BEYONCÉ AND MOTHERF***ER LADY GODIVA

“You gangster motherfucker, boy, you growin’ on me
I just wanna touch you, I can feel it through those jeans…”

“I want, want, want what I want, want”

“She gon’ shake that ass and them pretty tig ol’ bitties”

“Ass getting bigger, Racks getting bigger, Cash getting larger”

Working her way with diligence through female icons (see earlier Blog on Beyoncé as The Madonna) Queen Bey arrives at Lady Godiva (her album cover). Now, there may be unintended but tragic irony in that. Lady Godiva was wife of Leofric, Earl of Mercia in Anglo-Saxon Middle England. Some time in the 11th Century he had imposed taxes on his tenants which she tried to persuade him to relieve. He – so the legend goes – agreed to lift the taxes if she were to ride naked through the streets of Coventry. She did, while decreeing that all stay at home with windows shuttered.

Now, this act of sexist exploitation of the woman’s body and privacy, and the attendant humiliation at merely owning a woman’s body, is written throughout Beyoncé’s lyrics on her new album, Renaissance. Some of these lyrics are interpreted as Beyoncé wielding her sexual power to ‘finally’ emancipate herself, but her emancipation comes with protestations of love, need and desire and wild advertising of those women’s attributes that Lady Godiva was so humiliated for. Yes, Beyoncé finally admits she has large breasts and a big bottom. And, yes, her emancipation is accomplished mostly through winning sex with men who mostly take and sell drugs and have large penises – or who agree to lower taxes.

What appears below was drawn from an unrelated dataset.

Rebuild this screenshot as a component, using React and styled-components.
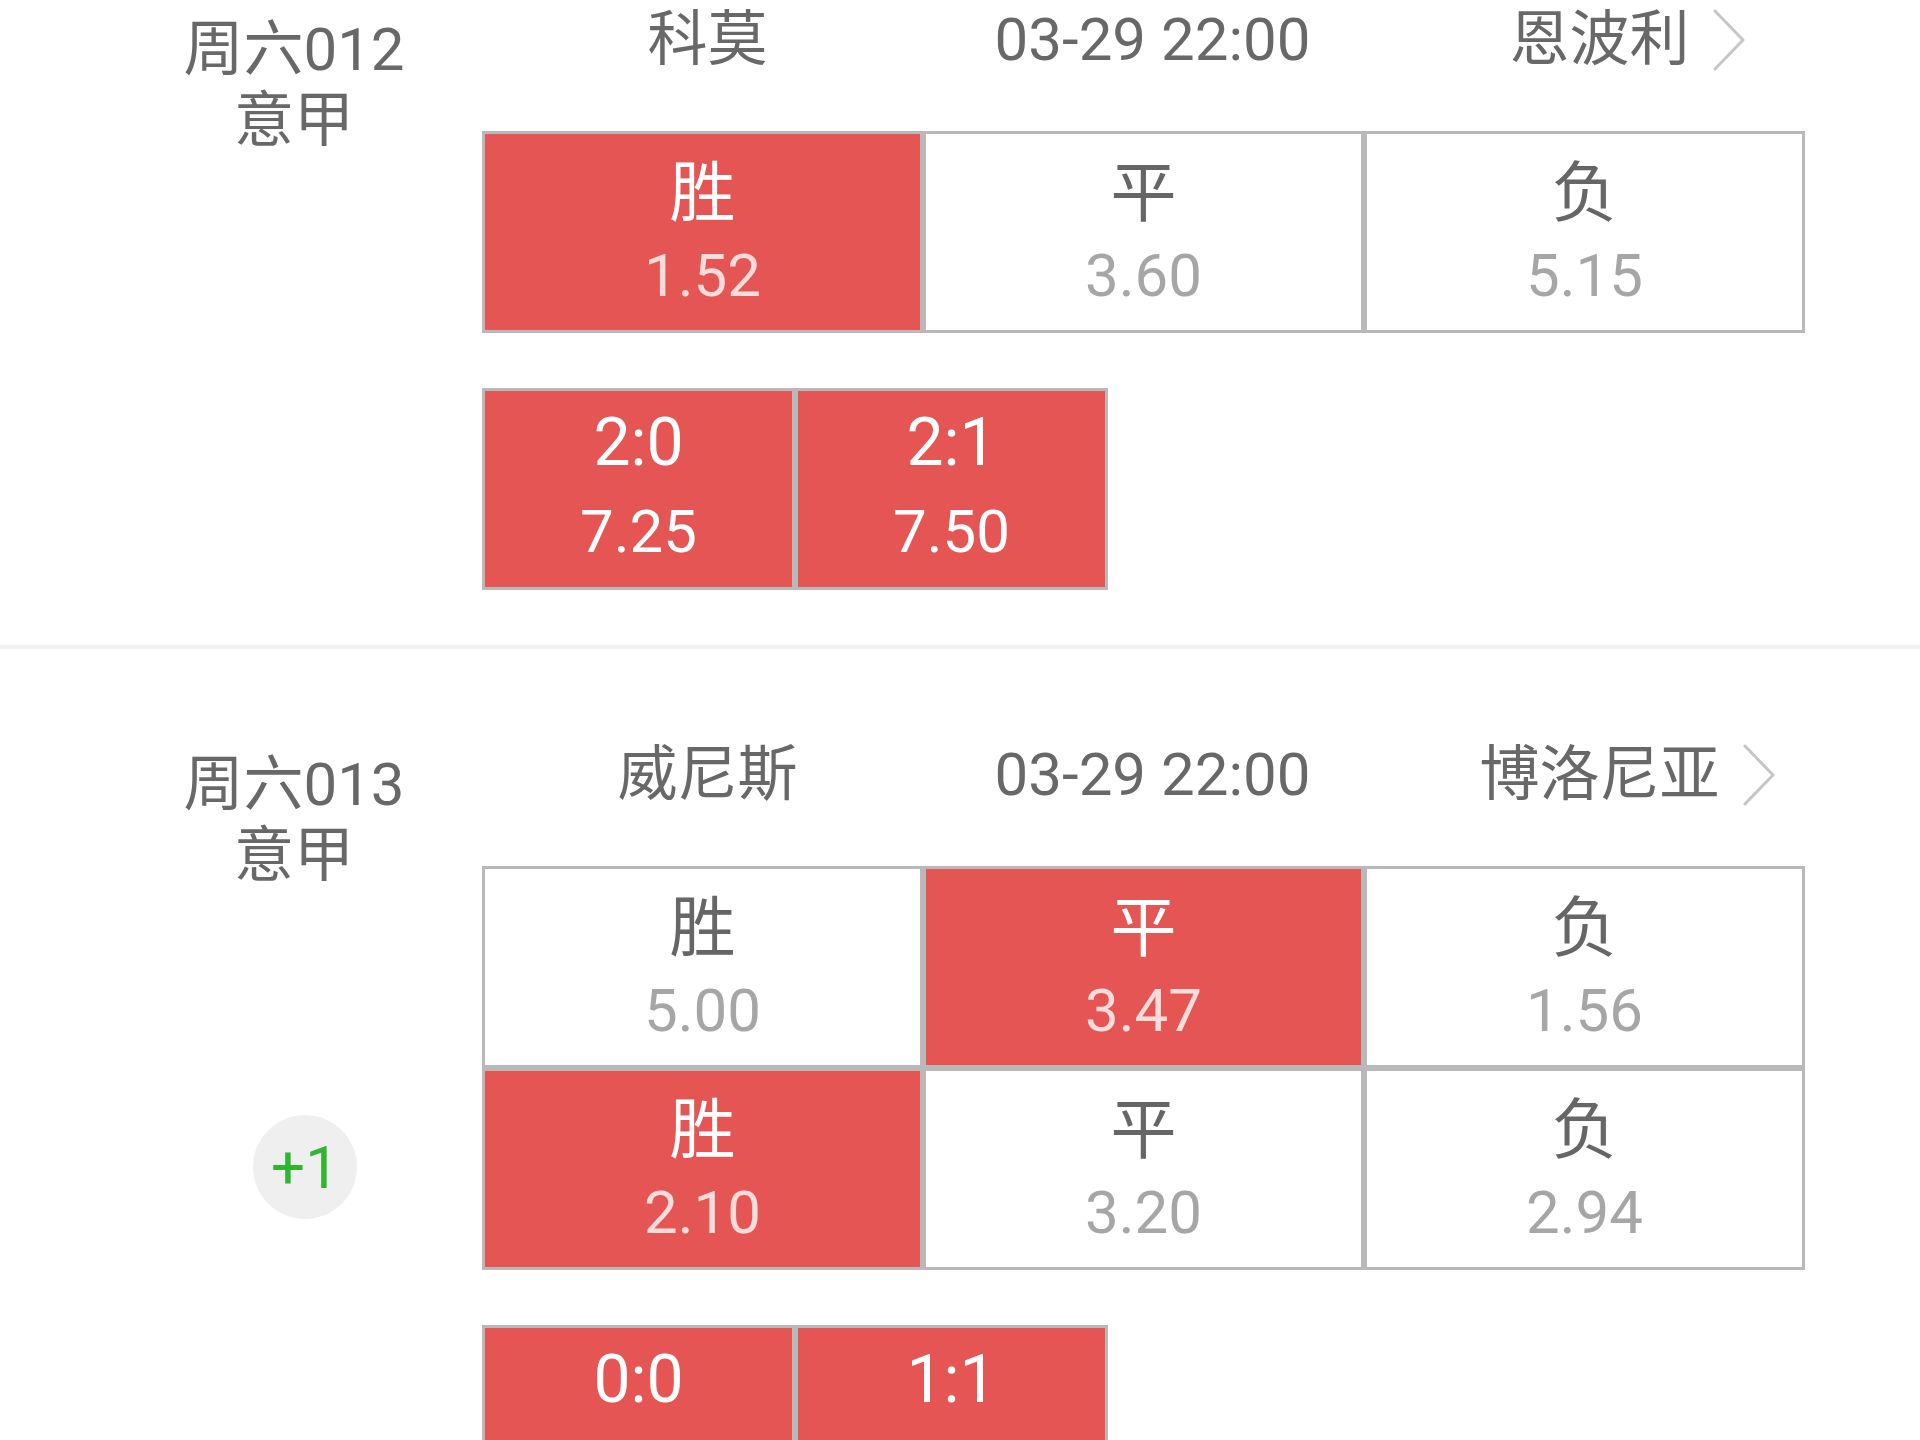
import React from "react";
import styled, { createGlobalStyle } from "styled-components";

const GlobalStyle = createGlobalStyle`
  html, body {
    margin: 0;
    padding: 0;
    background: #ffffff;
  }
  body {
    font-family: Roboto, "Noto Sans CJK SC", "Noto Sans", sans-serif;
    color: #666666;
  }
`;

const RED = "#e55553";
const LINE = "#b9b9b9";

const matches = [
  {
    code: "周六012",
    league: "意甲",
    home: "科莫",
    time: "03-29 22:00",
    away: "恩波利",
    rows: [
      [
        { label: "胜", odds: "1.52", on: true },
        { label: "平", odds: "3.60" },
        { label: "负", odds: "5.15" },
      ],
    ],
    scores: [
      { label: "2:0", odds: "7.25", on: true },
      { label: "2:1", odds: "7.50", on: true },
    ],
  },
  {
    code: "周六013",
    league: "意甲",
    home: "威尼斯",
    time: "03-29 22:00",
    away: "博洛尼亚",
    handicap: "+1",
    rows: [
      [
        { label: "胜", odds: "5.00" },
        { label: "平", odds: "3.47", on: true },
        { label: "负", odds: "1.56" },
      ],
      [
        { label: "胜", odds: "2.10", on: true },
        { label: "平", odds: "3.20" },
        { label: "负", odds: "2.94" },
      ],
    ],
    scores: [
      { label: "0:0", odds: "9.00", on: true },
      { label: "1:1", odds: "6.50", on: true },
    ],
  },
];

const Page = styled.div`
  width: 1920px;
  overflow: hidden;
`;

const Section = styled.section`
  display: flex;
  padding: ${({ $first }) => ($first ? 0 : 86)}px 0 55px 98px;
  border-bottom: 4px solid #f0f0f0;
`;

const Side = styled.div`
  box-sizing: border-box;
  width: 384px;
  flex-shrink: 0;
  display: flex;
  flex-direction: column;
  align-items: center;
  padding: 14px 0 0 8px;
`;

const MatchLabel = styled.div`
  font-size: 60px;
  line-height: 71px;
  text-align: center;
  color: #686868;
`;

const Handicap = styled.div`
  width: 104px;
  height: 104px;
  margin-top: 224px;
  margin-left: 22px;
  border-radius: 50%;
  background: #efefef;
  color: #2fb52f;
  font-size: 60px;
  display: flex;
  align-items: center;
  justify-content: center;
`;

const Main = styled.div`
  width: 1323px;
  display: flex;
  flex-direction: column;
`;

const Header = styled.div`
  display: grid;
  grid-template-columns: repeat(3, 441px);
  height: 80px;
  align-items: center;
  font-size: 60px;
  line-height: 80px;
  color: #686868;
  white-space: nowrap;
`;

const HeaderCell = styled.div`
  display: flex;
  align-items: center;
  justify-content: center;
  gap: 22px;
  padding-left: ${({ $shift }) => $shift}px;
`;

const Chevron = styled.svg`
  width: 34px;
  height: 62px;
  flex-shrink: 0;
`;

const Table = styled.div`
  display: flex;
  flex-direction: column;
  margin-top: ${({ $gap }) => $gap}px;
`;

const Row = styled.div`
  display: flex;
`;

const Cell = styled.div`
  box-sizing: border-box;
  width: ${({ $w }) => $w}px;
  height: 202px;
  border: 3px solid ${LINE};
  background: ${({ $on }) => ($on ? RED : "#ffffff")};
  display: flex;
  flex-direction: column;
  align-items: center;
  padding-top: ${({ $pad }) => $pad}px;
`;

const CellLabel = styled.div`
  font-size: 66px;
  line-height: 80px;
  color: ${({ $on }) => ($on ? "#ffffff" : "#666666")};
`;

const CellOdds = styled.div`
  font-size: 60px;
  line-height: 80px;
  margin-top: ${({ $gap }) => $gap}px;
  color: ${({ $on, $tone }) => ($on ? $tone : "#a6a6a6")};
`;

const ArrowRight = () => (
  <Chevron viewBox="0 0 34 62">
    <polyline
      points="3,2 31,31 3,60"
      fill="none"
      stroke="#c6c6c6"
      strokeWidth="3"
      strokeLinecap="round"
      strokeLinejoin="round"
    />
  </Chevron>
);

const Match = ({ match, first }) => (
  <Section $first={first}>
    <Side>
      <MatchLabel>
        {match.code}
        <br />
        {match.league}
      </MatchLabel>
      {match.handicap && <Handicap>{match.handicap}</Handicap>}
    </Side>
    <Main>
      <Header>
        <HeaderCell $shift={10}>{match.home}</HeaderCell>
        <HeaderCell $shift={18}>{match.time}</HeaderCell>
        <HeaderCell $shift={86}>
          <span>{match.away}</span>
          <ArrowRight />
        </HeaderCell>
      </Header>
      <Table $gap={51}>
        {match.rows.map((row, i) => (
          <Row key={i}>
            {row.map((c) => (
              <Cell key={c.label} $w={441} $on={c.on} $pad={20}>
                <CellLabel $on={c.on}>{c.label}</CellLabel>
                <CellOdds $on={c.on} $gap={2} $tone="#fbdcdb">
                  {c.odds}
                </CellOdds>
              </Cell>
            ))}
          </Row>
        ))}
      </Table>
      <Table $gap={55}>
        <Row>
          {match.scores.map((s) => (
            <Cell key={s.label} $w={313} $on={s.on} $pad={12}>
              <CellLabel $on={s.on}>{s.label}</CellLabel>
              <CellOdds $on={s.on} $gap={9} $tone="#ffffff">
                {s.odds}
              </CellOdds>
            </Cell>
          ))}
        </Row>
      </Table>
    </Main>
  </Section>
);

export default function App() {
  return (
    <Page>
      <GlobalStyle />
      {matches.map((m, i) => (
        <Match key={m.code} match={m} first={i === 0} />
      ))}
    </Page>
  );
}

See, this ‘redemption’ album is widely taken to be a modern protest song. Protest against what? Well, apparently against the gilded prison she reminds us of throughout, with references to Prada and Balenciaga, high-end restaurants, San Tropez, her $millions, diamond watches and her own successful brand of handbags. But, even so, it is the (yet again) liberated woman that Beyoncé and her PR team are selling to young women. The tone is one of protest, if the content itself is specious. The tone says, ‘be who you are – no matter’: the lyrics implore women to ‘shake your booty’ (if possible, with a degree of irony) at a boy until he takes his mind off drugs and violence for long enough to have sex with you.

All the irony is cruelly dismissive of young women’s realities and the pathological world that young women live in with so frequently dysfunctional men-friends. Well…hardly irony – it’s pretty explicit. Whether through accidental crowd-sourcing or intricate PR work Beyoncé’s fan-base is called the Bey-Hive, and that is meant to signify their drone-like, unbending loyalty to the Queen Bey. Submissiveness runs through the layers of the Beyoncé world like a word written through a stick of rock. It’s the other side of the coin to the supposed appropriation of hyper-male gangsta vocabularies: motherfucker, racks, booties, bitch, pimp and ‘nigga‘ – women are finally enmeshed in violent male fantasies, a million miles away from – and yet such close neighbours to – Stepford Wives.

Another tragic but hidden irony is that the Queen Bee in a hive is the one true and forever prisoner, closely guarded under threat of death to ensure her life is spent laying eggs.

Beyoncé rides the wild horse of modern testosterone capitalism – with its myths of ‘we’re all in this together’, ‘greed is good for everyone’, and ‘poverty is unfortunate but to be lived with’. She sells dissatisfaction with one’s self as a means of turning protest inside, rather than mobilising it against dangerous masculinities. In fact, Beyoncé is dismissive of money in a world in which it might not guarantee happiness, but it does, at least, put food on the table – for the dwindling numbers who can afford it.

This new album is as close as we can get to bottling naive cynicism and selling it.